Apple’s Vision Pro roadmap under scrutiny
Reporting on Apple’s headset plans has fueled speculation that the company is reassessing how quickly and broadly it wants to expand the Vision line. Here, attribution matters. Different reports may refer to different successor concepts, timelines, or price tiers, so sweeping claims that Apple has abandoned the category altogether may overstate what is actually known.
Even if Apple is slowing, delaying, or reworking parts of its roadmap, that would not necessarily mean it is stepping away from spatial computing. It could instead reflect hard realities around pricing, demand, comfort, and the challenge of turning an ambitious first-generation headset into a product with wider consumer appeal.
That would not be unusual in hardware. A company can remain committed to a category while rethinking which version of the product makes the most sense to build next, and when.
Meta’s push for AI glasses at consumer scale
Meta’s strategy may be easier to explain to a mass audience: build wearable technology that looks more like ordinary glasses and supports everyday tasks such as taking photos, listening to audio, and accessing AI features. That approach is less dramatic than a full mixed-reality headset, but it may also be more socially acceptable and easier to use outside controlled settings.
If the widely discussed 10 million figure comes from external reporting, it should be understood as a reported internal goal or strategic ambition rather than a delivered result. Even without that exact number, the broader point remains: Meta is behaving like a company that believes smart glasses can become a consumer-scale category sooner than immersive headsets can.
That difference in posture matters. Meta’s glasses strategy emphasizes lower friction, more frequent use, and a price and form factor that fit more naturally into daily life.
Headsets versus glasses: two bets on the next computing platform
Headsets and glasses may fall under the same broad wearable umbrella, but they solve different problems. A mixed-reality headset can deliver deeper immersion, larger virtual workspaces, and richer visual experiences. The tradeoffs are bulk, battery constraints, higher prices, and a social barrier that keeps many use cases relatively narrow.
AI glasses make a different trade. They are less immersive, but potentially far more wearable. They can be lighter, easier to understand, and more compatible with everyday routines. That does not make them a replacement for high-end mixed reality. It makes them a more approachable on-ramp for consumers who are not ready to wear a headset for long periods.
The implications for developers differ as well. Headsets may attract creators interested in spatial interfaces and immersive apps, while glasses may favor simpler utility, voice interaction, camera-based features, and AI assistance layered onto ordinary life.
What this could mean for the broader market
If Apple is becoming more selective about its Vision roadmap while Meta accelerates glasses, investors and suppliers may increasingly treat these as separate markets rather than one unified race. Premium mixed reality could remain strategically important but commercially slower. AI glasses could become the higher-volume category first, even if they offer a less transformative technical experience in the near term.
That would affect more than Apple and Meta. Component makers, app developers, and rival hardware brands all need to decide where to place their bets: immersive displays, sensors, and premium experiences, or lighter wearable hardware built around convenience and AI access.

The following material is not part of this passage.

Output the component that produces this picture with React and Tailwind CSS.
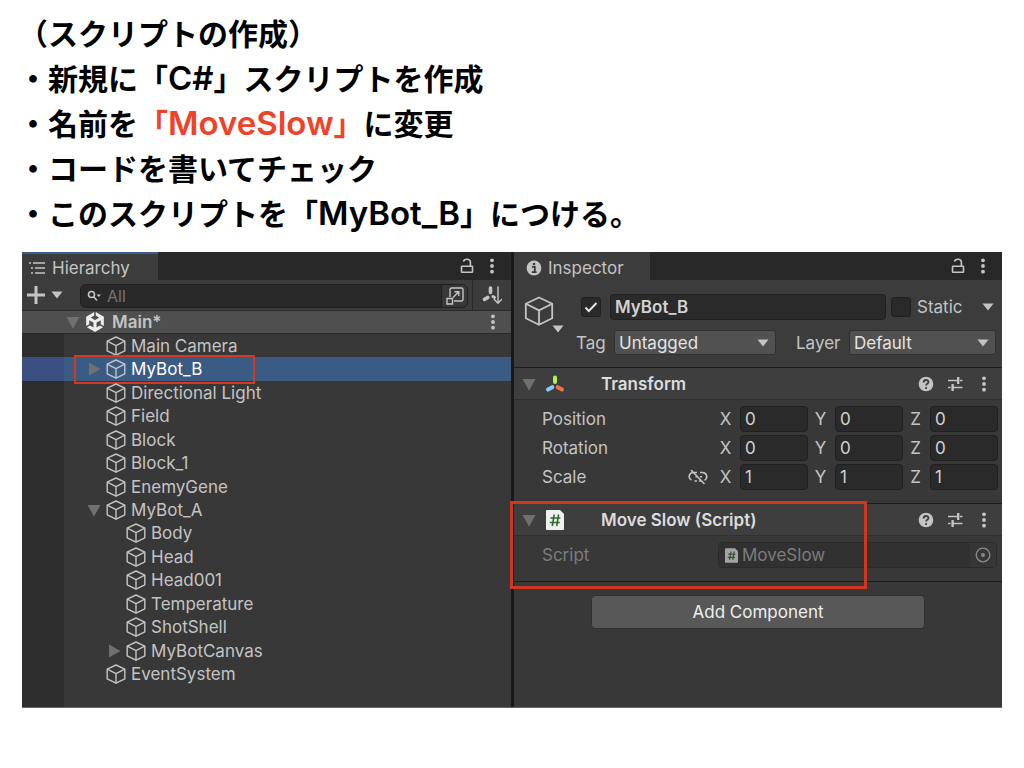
import React from 'react'
import { SiUnity } from 'react-icons/si'

const HIERARCHY = [
    { name: 'Main Camera' },
    { name: 'MyBot_B', arrow: 'right', selected: true },
    { name: 'Directional Light' },
    { name: 'Field' },
    { name: 'Block' },
    { name: 'Block_1' },
    { name: 'EnemyGene' },
    { name: 'MyBot_A', arrow: 'down' },
    { name: 'Body', child: true },
    { name: 'Head', child: true },
    { name: 'Head001', child: true },
    { name: 'Temperature', child: true },
    { name: 'ShotShell', child: true },
    { name: 'MyBotCanvas', child: true, arrow: 'right' },
    { name: 'EventSystem' },
]

const TRANSFORM = [
    { label: 'Position', value: '0' },
    { label: 'Rotation', value: '0' },
    { label: 'Scale', value: '1', linked: true },
]

const Cube = ({ className, stroke = 1.6 }) => (
    <svg viewBox="0 0 20 20" className={className} fill="none" stroke="currentColor" strokeWidth={stroke} strokeLinejoin="round">
        <path d="M10 1 18.8 5.2V14.8L10 19.2 1.2 14.8V5.2Z" />
        <path d="M1.2 5.2 10 9.6 18.8 5.2M10 9.6V19.2" />
    </svg>
)

const Foldout = ({ dir }) => (
    <svg viewBox="0 0 16 16" className="size-4 shrink-0 fill-[#707070]">
        {dir === 'down' && <path d="M1.5 3h13L8 14.5z" />}
        {dir === 'right' && <path d="M3 1.5v13L14.5 8z" />}
    </svg>
)

const Caret = ({ className }) => (
    <svg viewBox="0 0 12 8" className={`w-3 h-2 shrink-0 fill-[#c4c4c4] ${className || ''}`}>
        <path d="M.5.5h11L6 7.5z" />
    </svg>
)

const Lock = () => (
    <svg viewBox="0 0 14 16" className="w-[14px] h-4" fill="none" stroke="#c4c4c4" strokeWidth="1.6">
        <rect x="1.5" y="8.3" width="11" height="6" rx=".5" />
        <path d="M3.5 3.6C4 .5 10.2.4 10.4 4V8" />
    </svg>
)

const Kebab = () => (
    <svg viewBox="0 0 6 16" className="w-[6px] h-4 fill-[#c4c4c4]">
        <circle cx="3" cy="2.3" r="1.9" />
        <circle cx="3" cy="8" r="1.9" />
        <circle cx="3" cy="13.7" r="1.9" />
    </svg>
)

const Help = () => (
    <svg viewBox="0 0 16 16" className="size-4">
        <circle cx="8" cy="8" r="7.3" fill="#c4c4c4" />
        <path d="M5.6 6.4C5.6 3.2 10.5 3.3 10.5 6.1 10.5 7.9 8.1 7.8 8.1 9.6" fill="none" stroke="#3e3e3e" strokeWidth="1.8" />
        <circle cx="8.1" cy="12" r="1.1" fill="#3e3e3e" />
    </svg>
)

const Preset = () => (
    <svg viewBox="0 0 16 16" className="size-4" fill="none" stroke="#c4c4c4">
        <path d="M1 4.5h9M13 4.5h2.5M1 11.5h2.5M6 11.5h9.5" strokeWidth="1.5" />
        <path d="M11.2 1v7M5.6 8v7" strokeWidth="2.4" />
    </svg>
)

const ScriptIcon = ({ className }) => (
    <svg viewBox="0 0 18 20" className={className}>
        <path d="M1 0h13l4 4v15a1 1 0 0 1-1 1H1a1 1 0 0 1-1-1V1a1 1 0 0 1 1-1z" fill="#f0f0f0" />
        <path d="M8.2 4.5 6.3 16M12.6 4.5 10.7 16M4.4 8h10M3.8 12.5h10" fill="none" stroke="#2e6b2e" strokeWidth="1.6" />
    </svg>
)

const TransformIcon = () => (
    <svg viewBox="0 0 20 18" className="w-5 h-[18px]" fill="none" strokeWidth="4" strokeLinecap="round">
        <path d="M10 2.5V7" stroke="#b5f05a" />
        <path d="M7.3 12.2 3 14.6" stroke="#86cdf8" />
        <path d="M12.7 12.2 17 14.6" stroke="#ee7446" />
    </svg>
)

const IconButton = ({ label, className, children }) => (
    <button type="button" aria-label={label} className={`flex items-center justify-center shrink-0 ${className || ''}`}>
        {children}
    </button>
)

const TabBar = ({ children }) => (
    <div className="flex h-7 bg-[#282828]">
        {children}
        <div className="ml-auto flex items-center gap-[15px] pr-4">
            <IconButton label="Lock"><Lock /></IconButton>
            <IconButton label="Tab menu"><Kebab /></IconButton>
        </div>
    </div>
)

const TreeRow = ({ item }) => (
    <li className={`relative flex ${item.selected ? 'bg-[#3a5c84] text-white' : ''}`}>
        <div className={`w-[42px] shrink-0 ${item.selected ? 'bg-[#3c4f83]' : 'bg-[#2d2d2d]'}`} />
        <div className={`flex items-center ${item.child ? 'pl-[42px]' : 'pl-[22px]'}`}>
            <Foldout dir={item.arrow} />
            <Cube className="ml-1 size-5 shrink-0 text-[#c4c4c4]" stroke={1.4} />
            <span className="ml-[5px]">{item.name}</span>
        </div>
        {item.selected && <div className="absolute left-[52px] -top-[2px] w-[181px] h-[29px] border-2 border-[#d63a1e]" />}
    </li>
)

const Hierarchy = () => (
    <section className="min-w-0 bg-[#383838] flex flex-col">
        <TabBar>
            <h2 className="flex items-center gap-[6px] w-[136px] pl-[6px] border-t-2 border-[#3a5f8f] bg-[#3c3c3c] pt-[2px]">
                <svg viewBox="0 0 18 14" className="w-[18px] h-[14px]" fill="none" stroke="#c4c4c4" strokeWidth="1.5">
                    <path d="M1 2h2M5 2h12M3 7h2M7 7h10M3 12h2M7 12h10" />
                </svg>
                Hierarchy
            </h2>
        </TabBar>
        <div className="flex h-[30px] bg-[#3c3c3c]">
            <IconButton label="Create" className="gap-[6px] w-[46px]">
                <svg viewBox="0 0 18 18" className="size-[18px]" stroke="#c4c4c4" strokeWidth="3">
                    <path d="M9 0v18M0 9h18" />
                </svg>
                <Caret />
            </IconButton>
            <div className="flex flex-1 items-center h-6 mt-1 ml-3 mr-1 pl-[6px] bg-[#292929] border border-[#202020] rounded-md overflow-hidden">
                <svg viewBox="0 0 16 14" className="w-4 h-[14px]" fill="none" stroke="#c4c4c4" strokeWidth="1.6">
                    <circle cx="4.5" cy="5.5" r="3" />
                    <path d="M6.7 7.8 10 11.5" />
                    <path d="M9.5 5.5h4.5L11.8 8z" fill="#c4c4c4" stroke="none" />
                </svg>
                <input aria-label="Search hierarchy" placeholder="All" className="flex-1 min-w-0 ml-1 bg-transparent text-[16px] placeholder:text-[#757575] outline-none" />
                <IconButton label="Open search window" className="w-[26px] h-full bg-[#383838] border-l border-[#202020]">
                    <svg viewBox="0 0 18 18" className="size-[18px]" fill="none" stroke="#c4c4c4" strokeWidth="1.4">
                        <path d="M4 10V2.5a1.5 1.5 0 0 1 1.5-1.5h10A1.5 1.5 0 0 1 17 2.5v10a1.5 1.5 0 0 1-1.5 1.5H8" />
                        <path d="M1 11.5h5.5V17H1zM7 10.5l5.5-5.5M8.5 4.8h4.3V9" />
                    </svg>
                </IconButton>
            </div>
            <IconButton label="Sort" className="w-[39px] border-l border-[#292929]">
                <svg viewBox="0 0 20 19" className="w-5 h-[19px]" fill="none" stroke="#c4c4c4" strokeLinecap="round">
                    <path d="M8.5 2v4.5M5.8 11.5 2.5 13.4" strokeWidth="3.6" />
                    <path d="m11 10.5 1.5 1" strokeWidth="3" />
                    <path d="M16 1v16M12.3 13.5 16 17.3l3.6-3.8" strokeWidth="1.4" />
                </svg>
            </IconButton>
        </div>
        <div className="flex items-center h-6 pl-[43px] bg-[#4f4f4f] border-y border-[#2a2a2a] font-semibold">
            <Foldout dir="down" />
            <SiUnity className="ml-1 size-5 text-[#eeeeee]" />
            <span className="ml-[7px]">Main*</span>
            <IconButton label="Scene menu" className="ml-auto mr-[15px]"><Kebab /></IconButton>
        </div>
        <ul className="grid auto-rows-fr h-[352px]">
            {HIERARCHY.map((item) => <TreeRow key={item.name} item={item} />)}
        </ul>
        <div className="flex-1 w-[42px] bg-[#2d2d2d]" />
    </section>
)

const CheckBox = ({ id, label, checked }) => (
    <span className="relative size-5 shrink-0">
        <input id={id} type="checkbox" aria-label={label} defaultChecked={checked} className="peer block size-5 appearance-none rounded-[3px] bg-[#2a2a2a] border border-[#202020]" />
        <svg viewBox="0 0 20 20" className="absolute inset-0 size-5 hidden peer-checked:block pointer-events-none" fill="none" stroke="#e4e4e4" strokeWidth="2">
            <path d="m4.5 10.5 3.3 3.5L15.5 6" />
        </svg>
    </span>
)

const Dropdown = ({ id, value, className }) => (
    <div className={`relative min-w-0 ${className}`}>
        <select id={id} className="block w-full h-[25px] pl-1 appearance-none rounded-[3px] bg-[#515151] border border-[#303030] text-[#e4e4e4] leading-[22px]">
            <option>{value}</option>
        </select>
        <Caret className="absolute right-[7px] top-[9px] pointer-events-none" />
    </div>
)

const ComponentHeader = ({ icon, title }) => (
    <header className="flex items-center h-8 pl-[7px] pr-[15px] bg-[#3e3e3e] border-b border-[#303030]">
        <Foldout dir="down" />
        <div className="w-5 ml-[8px] flex justify-center">{icon}</div>
        <h3 className="ml-9 font-semibold text-[#dcdcdc]">{title}</h3>
        <div className="ml-auto flex items-center gap-[13px]">
            <IconButton label="Help"><Help /></IconButton>
            <IconButton label="Presets"><Preset /></IconButton>
            <IconButton label="Component menu" className="ml-[5px]"><Kebab /></IconButton>
        </div>
    </header>
)

const Inspector = () => (
    <section className="min-w-0 bg-[#383838] flex flex-col">
        <TabBar>
            <h2 className="flex items-center gap-[6px] w-[136px] pl-3 bg-[#3c3c3c] pt-[4px]">
                <svg viewBox="0 0 16 16" className="size-4">
                    <circle cx="8" cy="8" r="7.4" fill="#c4c4c4" />
                    <path d="M6 6.8h2.8V12M5.8 12.2h4.8" fill="none" stroke="#3c3c3c" strokeWidth="1.8" />
                    <circle cx="8" cy="4" r="1.3" fill="#3c3c3c" />
                </svg>
                Inspector
            </h2>
        </TabBar>

        <div className="flex pt-[14px] pb-3 pr-[6px] bg-[#3c3c3c]">
            <div className="relative w-[62px] shrink-0">
                <Cube className="ml-[10px] mt-[2px] size-[30px] text-[#c4c4c4]" stroke={1.2} />
                <Caret className="absolute left-[38px] top-[31px]" />
            </div>
            <div className="flex-1 min-w-0 space-y-[10px]">
                <div className="flex items-center h-[26px] pl-[5px]">
                    <CheckBox label="Active" checked />
                    <input aria-label="Name" defaultValue="MyBot_B" className="flex-1 min-w-0 h-full ml-[9px] mr-[5px] px-1 rounded-[4px] bg-[#2a2a2a] border border-[#202020] font-semibold text-[#d2d2d2]" />
                    <CheckBox id="static" />
                    <label htmlFor="static" className="ml-[6px] w-[65px]">Static</label>
                    <Caret className="mr-[2px]" />
                </div>
                <div className="flex items-center h-[25px]">
                    <label htmlFor="tag" className="w-[38px]">Tag</label>
                    <Dropdown id="tag" value="Untagged" className="flex-[162]" />
                    <label htmlFor="layer" className="w-[53px] ml-5">Layer</label>
                    <Dropdown id="layer" value="Default" className="flex-[147]" />
                </div>
            </div>
        </div>

        <section className="border-t border-[#1c1c1c] pb-[13px]">
            <ComponentHeader icon={<TransformIcon />} title="Transform" />
            <div className="pt-[6px] pl-7 pr-1 space-y-[3px]">
                {TRANSFORM.map((row) => (
                    <div key={row.label} className="flex items-center h-[26px]">
                        <span className="flex-1">{row.label}</span>
                        {row.linked && (
                            <svg viewBox="0 0 20 16" className="w-5 h-4 mr-[5px]" fill="none" stroke="#c4c4c4" strokeWidth="1.6">
                                <path d="M8 3.5H5.5a4 4 0 0 0-2 7.6M6.5 12H9M9 3.5H8M12 3.5h2.5a4.2 4.2 0 0 1 2 7.9M11 12h2.5M7.5 7.8h1.5M12 7.8h2M3 1l13.5 14" />
                            </svg>
                        )}
                        {['X', 'Y', 'Z'].map((axis) => (
                            <label key={axis} className="flex items-center h-full">
                                <span className="w-[27px] pr-[2px] text-center">{axis}</span>
                                <input defaultValue={row.value} className="w-[68px] h-full px-1 rounded-[4px] bg-[#2a2a2a] border border-[#202020] text-[#d2d2d2]" />
                            </label>
                        ))}
                    </div>
                ))}
            </div>
        </section>

        <section className="relative border-y border-[#1c1c1c] pb-[13px]">
            <ComponentHeader icon={<ScriptIcon className="w-[18px] h-5" />} title="Move Slow (Script)" />
            <div className="flex items-center pt-[6px] pl-7 pr-[5px] text-[#7c7c7c]">
                <label htmlFor="script" className="flex-1">Script</label>
                <div className="flex items-center w-[279px] h-[26px] pl-[6px] rounded-[4px] bg-[#313131] border border-[#2a2a2a]">
                    <ScriptIcon className="w-[13px] h-[15px] opacity-60" />
                    <input id="script" readOnly defaultValue="MoveSlow" className="flex-1 min-w-0 ml-1 bg-transparent" />
                    <IconButton label="Select script" className="w-[26px] h-full bg-[#363636]">
                        <svg viewBox="0 0 16 16" className="size-4" fill="none" stroke="#8a8a8a" strokeWidth="1.3">
                            <circle cx="8" cy="8" r="6.8" />
                            <circle cx="8" cy="8" r="2" fill="#8a8a8a" stroke="none" />
                        </svg>
                    </IconButton>
                </div>
            </div>
            <div className="absolute -left-1 -top-[3px] w-[357px] h-[88px] border-[3px] border-[#cf381e] pointer-events-none" />
        </section>

        <button type="button" className="self-center w-[334px] h-[34px] mt-[13px] rounded-[4px] bg-[#585858] border border-[#303030] text-[#eeeeee]">
            Add Component
        </button>
    </section>
)

const Latin = ({ children }) => <span className="font-['Inter'] font-semibold text-[33px]">{children}</span>

export default function App() {
    return (
        <main className="min-h-screen bg-white">
            <div className="pt-[10px] pl-[18px] font-['Noto_Sans_CJK_JP',sans-serif] font-bold text-[30px] text-black">
                <h1 className="h-[45px] leading-[45px]">（スクリプトの作成）</h1>
                <p className="h-[45px] leading-[45px]">・新規に「<Latin>C#</Latin>」スクリプトを作成</p>
                <p className="h-[45px] leading-[45px]">・名前を<span className="text-[#ee4328]">「<Latin>MoveSlow</Latin>」</span>に変更</p>
                <p className="h-[45px] leading-[45px]">・コードを書いてチェック</p>
                <p className="h-[45px] leading-[45px]">・このスクリプトを「<Latin>MyBot_B</Latin>」につける。</p>
            </div>

            <div className="grid grid-cols-[minmax(0,489fr)_minmax(0,488fr)] gap-[3px] mx-[22px] mt-[17px] min-h-[456px] bg-[#191919] border-b border-[#666666] font-['Inter',sans-serif] text-[17px] leading-[22px] text-[#c4c4c4]">
                <Hierarchy />
                <Inspector />
            </div>
        </main>
    )
}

At the same time, one company’s reported pause does not settle the long-term future of spatial computing. Early platform shifts rarely move in a straight line. Categories often pass through overexcitement, correction, and refinement before they find durable scale.
What to watch next
The next clues will likely come from follow-up reporting, official statements, supply-chain signals, and future launch decisions. For Apple, the key question is whether it will iterate on Vision Pro over a longer horizon, introduce a cheaper or lighter approach later, or redirect attention toward another wearable form factor. For Meta, the question is whether smart glasses can move from an intriguing niche to a genuine consumer platform with repeatable demand.
Pricing, comfort, battery life, software support, and developer momentum will matter more than dramatic headlines. The wearable future may not belong entirely to headsets or entirely to glasses. It may instead emerge through a slower sorting process in which each form factor proves where it actually fits.